- Instruction
Write out the entire listing below exactly as it appears, minus any pictures.

- Dataset excerpt

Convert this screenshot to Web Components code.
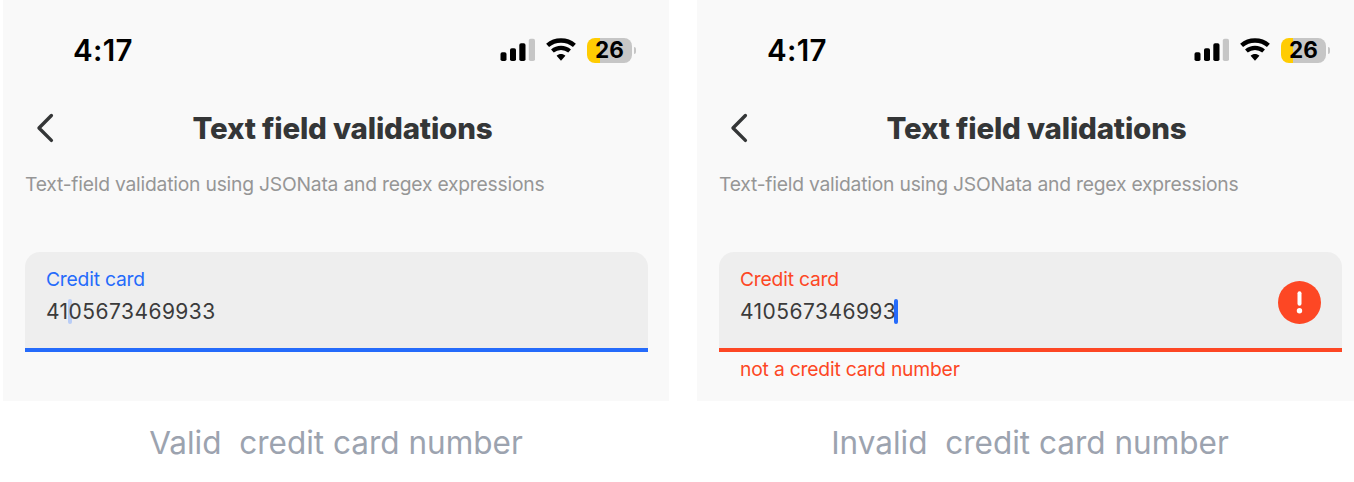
<!DOCTYPE html>
<html lang="en">
<head>
<meta charset="utf-8">
<title>Text field validations</title>
<style>
  body { margin: 0; background: #fff; font-family: Inter, "Liberation Sans", sans-serif; overflow: hidden; }
</style>
</head>
<body>
<validation-gallery>
  <phone-example caption="Valid  credit card number">
    <card-field label="Credit card" before="41" after="05673469933" caret="faded"></card-field>
  </phone-example>
  <phone-example caption="Invalid  credit card number">
    <card-field label="Credit card" before="410567346993" after="" error="not a credit card number"></card-field>
  </phone-example>
</validation-gallery>
<script>
class ValidationGallery extends HTMLElement {
  constructor() {
    super();
    this.attachShadow({ mode: 'open' }).innerHTML = `
      <style>
        :host { display: flex; gap: 28px; padding-left: 3px; height: 482px; overflow: hidden; box-sizing: border-box; }
      </style>
      <slot></slot>`;
  }
}

class StatusBar extends HTMLElement {
  constructor() {
    super();
    this.attachShadow({ mode: 'open' }).innerHTML = `
      <style>
        :host { display: flex; align-items: center; height: 40px; padding: 30px 33px 0 70px; color: #000; }
        time { font-size: 29.5px; line-height: 40px; font-weight: 600; letter-spacing: 0.3px; flex: 1; }
        svg { display: block; flex: none; }
        .signal { margin-right: 10px; }
        .wifi { margin-right: 11px; }
        .battery { width: 45px; height: 25px; border-radius: 8px; flex: none; text-align: center;
          background: linear-gradient(90deg, #ffcc02 12.5px, #c6c6c6 12.5px);
          font-size: 22.5px; line-height: 24px; font-weight: 700; }
        .cap { width: 2.5px; height: 7px; margin-left: 1.5px; border-radius: 0 3px 3px 0; background: #c6c6c6; }
      </style>
      <time>4:17</time>
      <svg class="signal" width="36" height="24" viewBox="0 0 36 24">
        <rect x="0.5" y="14.2" width="6" height="8.8" rx="1.8"/>
        <rect x="10" y="10.2" width="6" height="12.8" rx="1.8"/>
        <rect x="19.3" y="5.2" width="6.2" height="17.8" rx="1.8"/>
        <rect x="28.8" y="0.8" width="6.2" height="22.2" rx="1.8" fill="#c6c6c6"/>
      </svg>
      <svg class="wifi" width="30" height="24" viewBox="0 0 30 24">
        <path d="M1.6 7.4C9.2.9 20.8.9 28.4 7.4" fill="none" stroke="#000" stroke-width="4.5"/>
        <path d="M6.4 13C11.4 8.8 18.6 8.8 23.6 13" fill="none" stroke="#000" stroke-width="4.2"/>
        <path d="M10.6 17.8C13 15.4 17 15.4 19.4 17.8L15 22.7Z"/>
      </svg>
      <div class="battery">26</div><div class="cap"></div>`;
  }
}

class NavHeader extends HTMLElement {
  constructor() {
    super();
    this.attachShadow({ mode: 'open' }).innerHTML = `
      <style>
        :host { display: flex; align-items: center; height: 40px; margin-top: 38px; padding-left: 33px; color: #343637; }
        svg { display: block; flex: none; }
        h1 { margin: 0 0 0 136.5px; font-size: 29.5px; line-height: 40px; font-weight: 800; letter-spacing: -0.19px; white-space: nowrap; }
      </style>
      <svg width="20" height="30" viewBox="0 0 20 30">
        <path d="M15.4 2.5L3 15L15.4 27.4" fill="none" stroke="#343637" stroke-width="3.4" stroke-linecap="round" stroke-linejoin="round"/>
      </svg>
      <h1><slot></slot></h1>`;
  }
}

class CardField extends HTMLElement {
  connectedCallback() {
    const error = this.getAttribute('error');
    this.attachShadow({ mode: 'open' }).innerHTML = `
      <style>
        :host { display: block; margin: 52.4px 21px 0 22px; --accent: ${error ? '#fd4724' : '#256bfb'}; }
        .box { display: flex; align-items: center; justify-content: space-between; height: 96px; box-sizing: border-box;
          padding: 0 21px; background: #eee; border-radius: 15px 15px 0 0; }
        .line { height: 4px; background: var(--accent); }
        .label { margin-top: -10px; font-size: 19.3px; line-height: 32px; color: var(--accent); letter-spacing: -0.22px; }
        .value { display: flex; align-items: center; margin-top: 1px; font-size: 21px; line-height: 32px; letter-spacing: 0.45px; color: #3b3b3b; white-space: nowrap; }
        .caret { width: 4px; height: 25px; margin: 0 -2px; border-radius: 2px; background: #256bfb; }
        .caret.faded { background: #b9cdf6; margin: 0 -3px 0 -1px; }
        .value span { position: relative; }
        .error { margin: 1px 0 0 21px; font-size: 19.3px; line-height: 32px; color: var(--accent); letter-spacing: -0.2px; }
        svg { display: block; margin-top: 4px; }
      </style>
      <div class="box">
        <div>
          <div class="label">${this.getAttribute('label')}</div>
          <div class="value"><span>${this.getAttribute('before')}</span><i class="caret ${this.getAttribute('caret') || ''}"></i><span>${this.getAttribute('after')}</span></div>
        </div>
        ${error ? `<svg width="43" height="43" viewBox="0 0 43 43">
          <circle cx="21.5" cy="21.5" r="21.5" fill="#fd4724"/>
          <path d="M21.5 12.3V22.7" stroke="#fff" stroke-width="4" stroke-linecap="round"/>
          <circle cx="21.5" cy="29.8" r="2.7" fill="#fff"/>
        </svg>` : ''}
      </div>
      <div class="line"></div>
      ${error ? `<div class="error">${error}</div>` : ''}`;
  }
}

class PhoneExample extends HTMLElement {
  connectedCallback() {
    this.attachShadow({ mode: 'open' }).innerHTML = `
      <style>
        :host { display: block; flex: none; width: 666px; }
        .screen { height: 401px; background: #f9f9f9; overflow: hidden; }
        p { margin: 20px 0 0 22px; font-size: 19.3px; line-height: 32px; color: #969696; letter-spacing: -0.22px; white-space: nowrap; }
        .caption { height: 81px; font-size: 31.5px; line-height: 84px; text-align: center; color: #9ca3af; white-space: pre; }
      </style>
      <div class="screen">
        <status-bar></status-bar>
        <nav-header>Text field validations</nav-header>
        <p>Text-field validation using JSONata and regex expressions</p>
        <slot></slot>
      </div>
      <div class="caption">${this.getAttribute('caption')}</div>`;
  }
}

customElements.define('status-bar', StatusBar);
customElements.define('nav-header', NavHeader);
customElements.define('card-field', CardField);
customElements.define('phone-example', PhoneExample);
customElements.define('validation-gallery', ValidationGallery);
</script>
</body>
</html>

- Response
Convert this screenshot to Web Components code.
<!DOCTYPE html>
<html lang="en">
<head>
<meta charset="utf-8">
<title>Text field validations</title>
<style>
  body { margin: 0; background: #fff; font-family: Inter, "Liberation Sans", sans-serif; overflow: hidden; }
</style>
</head>
<body>
<validation-gallery>
  <phone-example caption="Valid  credit card number">
    <card-field label="Credit card" before="41" after="05673469933" caret="faded"></card-field>
  </phone-example>
  <phone-example caption="Invalid  credit card number">
    <card-field label="Credit card" before="410567346993" after="" error="not a credit card number"></card-field>
  </phone-example>
</validation-gallery>
<script>
class ValidationGallery extends HTMLElement {
  constructor() {
    super();
    this.attachShadow({ mode: 'open' }).innerHTML = `
      <style>
        :host { display: flex; gap: 28px; padding-left: 3px; height: 482px; overflow: hidden; box-sizing: border-box; }
      </style>
      <slot></slot>`;
  }
}

class StatusBar extends HTMLElement {
  constructor() {
    super();
    this.attachShadow({ mode: 'open' }).innerHTML = `
      <style>
        :host { display: flex; align-items: center; height: 40px; padding: 30px 33px 0 70px; color: #000; }
        time { font-size: 29.5px; line-height: 40px; font-weight: 600; letter-spacing: 0.3px; flex: 1; }
        svg { display: block; flex: none; }
        .signal { margin-right: 10px; }
        .wifi { margin-right: 11px; }
        .battery { width: 45px; height: 25px; border-radius: 8px; flex: none; text-align: center;
          background: linear-gradient(90deg, #ffcc02 12.5px, #c6c6c6 12.5px);
          font-size: 22.5px; line-height: 24px; font-weight: 700; }
        .cap { width: 2.5px; height: 7px; margin-left: 1.5px; border-radius: 0 3px 3px 0; background: #c6c6c6; }
      </style>
      <time>4:17</time>
      <svg class="signal" width="36" height="24" viewBox="0 0 36 24">
        <rect x="0.5" y="14.2" width="6" height="8.8" rx="1.8"/>
        <rect x="10" y="10.2" width="6" height="12.8" rx="1.8"/>
        <rect x="19.3" y="5.2" width="6.2" height="17.8" rx="1.8"/>
        <rect x="28.8" y="0.8" width="6.2" height="22.2" rx="1.8" fill="#c6c6c6"/>
      </svg>
      <svg class="wifi" width="30" height="24" viewBox="0 0 30 24">
        <path d="M1.6 7.4C9.2.9 20.8.9 28.4 7.4" fill="none" stroke="#000" stroke-width="4.5"/>
        <path d="M6.4 13C11.4 8.8 18.6 8.8 23.6 13" fill="none" stroke="#000" stroke-width="4.2"/>
        <path d="M10.6 17.8C13 15.4 17 15.4 19.4 17.8L15 22.7Z"/>
      </svg>
      <div class="battery">26</div><div class="cap"></div>`;
  }
}

class NavHeader extends HTMLElement {
  constructor() {
    super();
    this.attachShadow({ mode: 'open' }).innerHTML = `
      <style>
        :host { display: flex; align-items: center; height: 40px; margin-top: 38px; padding-left: 33px; color: #343637; }
        svg { display: block; flex: none; }
        h1 { margin: 0 0 0 136.5px; font-size: 29.5px; line-height: 40px; font-weight: 800; letter-spacing: -0.19px; white-space: nowrap; }
      </style>
      <svg width="20" height="30" viewBox="0 0 20 30">
        <path d="M15.4 2.5L3 15L15.4 27.4" fill="none" stroke="#343637" stroke-width="3.4" stroke-linecap="round" stroke-linejoin="round"/>
      </svg>
      <h1><slot></slot></h1>`;
  }
}

class CardField extends HTMLElement {
  connectedCallback() {
    const error = this.getAttribute('error');
    this.attachShadow({ mode: 'open' }).innerHTML = `
      <style>
        :host { display: block; margin: 52.4px 21px 0 22px; --accent: ${error ? '#fd4724' : '#256bfb'}; }
        .box { display: flex; align-items: center; justify-content: space-between; height: 96px; box-sizing: border-box;
          padding: 0 21px; background: #eee; border-radius: 15px 15px 0 0; }
        .line { height: 4px; background: var(--accent); }
        .label { margin-top: -10px; font-size: 19.3px; line-height: 32px; color: var(--accent); letter-spacing: -0.22px; }
        .value { display: flex; align-items: center; margin-top: 1px; font-size: 21px; line-height: 32px; letter-spacing: 0.45px; color: #3b3b3b; white-space: nowrap; }
        .caret { width: 4px; height: 25px; margin: 0 -2px; border-radius: 2px; background: #256bfb; }
        .caret.faded { background: #b9cdf6; margin: 0 -3px 0 -1px; }
        .value span { position: relative; }
        .error { margin: 1px 0 0 21px; font-size: 19.3px; line-height: 32px; color: var(--accent); letter-spacing: -0.2px; }
        svg { display: block; margin-top: 4px; }
      </style>
      <div class="box">
        <div>
          <div class="label">${this.getAttribute('label')}</div>
          <div class="value"><span>${this.getAttribute('before')}</span><i class="caret ${this.getAttribute('caret') || ''}"></i><span>${this.getAttribute('after')}</span></div>
        </div>
        ${error ? `<svg width="43" height="43" viewBox="0 0 43 43">
          <circle cx="21.5" cy="21.5" r="21.5" fill="#fd4724"/>
          <path d="M21.5 12.3V22.7" stroke="#fff" stroke-width="4" stroke-linecap="round"/>
          <circle cx="21.5" cy="29.8" r="2.7" fill="#fff"/>
        </svg>` : ''}
      </div>
      <div class="line"></div>
      ${error ? `<div class="error">${error}</div>` : ''}`;
  }
}

class PhoneExample extends HTMLElement {
  connectedCallback() {
    this.attachShadow({ mode: 'open' }).innerHTML = `
      <style>
        :host { display: block; flex: none; width: 666px; }
        .screen { height: 401px; background: #f9f9f9; overflow: hidden; }
        p { margin: 20px 0 0 22px; font-size: 19.3px; line-height: 32px; color: #969696; letter-spacing: -0.22px; white-space: nowrap; }
        .caption { height: 81px; font-size: 31.5px; line-height: 84px; text-align: center; color: #9ca3af; white-space: pre; }
      </style>
      <div class="screen">
        <status-bar></status-bar>
        <nav-header>Text field validations</nav-header>
        <p>Text-field validation using JSONata and regex expressions</p>
        <slot></slot>
      </div>
      <div class="caption">${this.getAttribute('caption')}</div>`;
  }
}

customElements.define('status-bar', StatusBar);
customElements.define('nav-header', NavHeader);
customElements.define('card-field', CardField);
customElements.define('phone-example', PhoneExample);
customElements.define('validation-gallery', ValidationGallery);
</script>
</body>
</html>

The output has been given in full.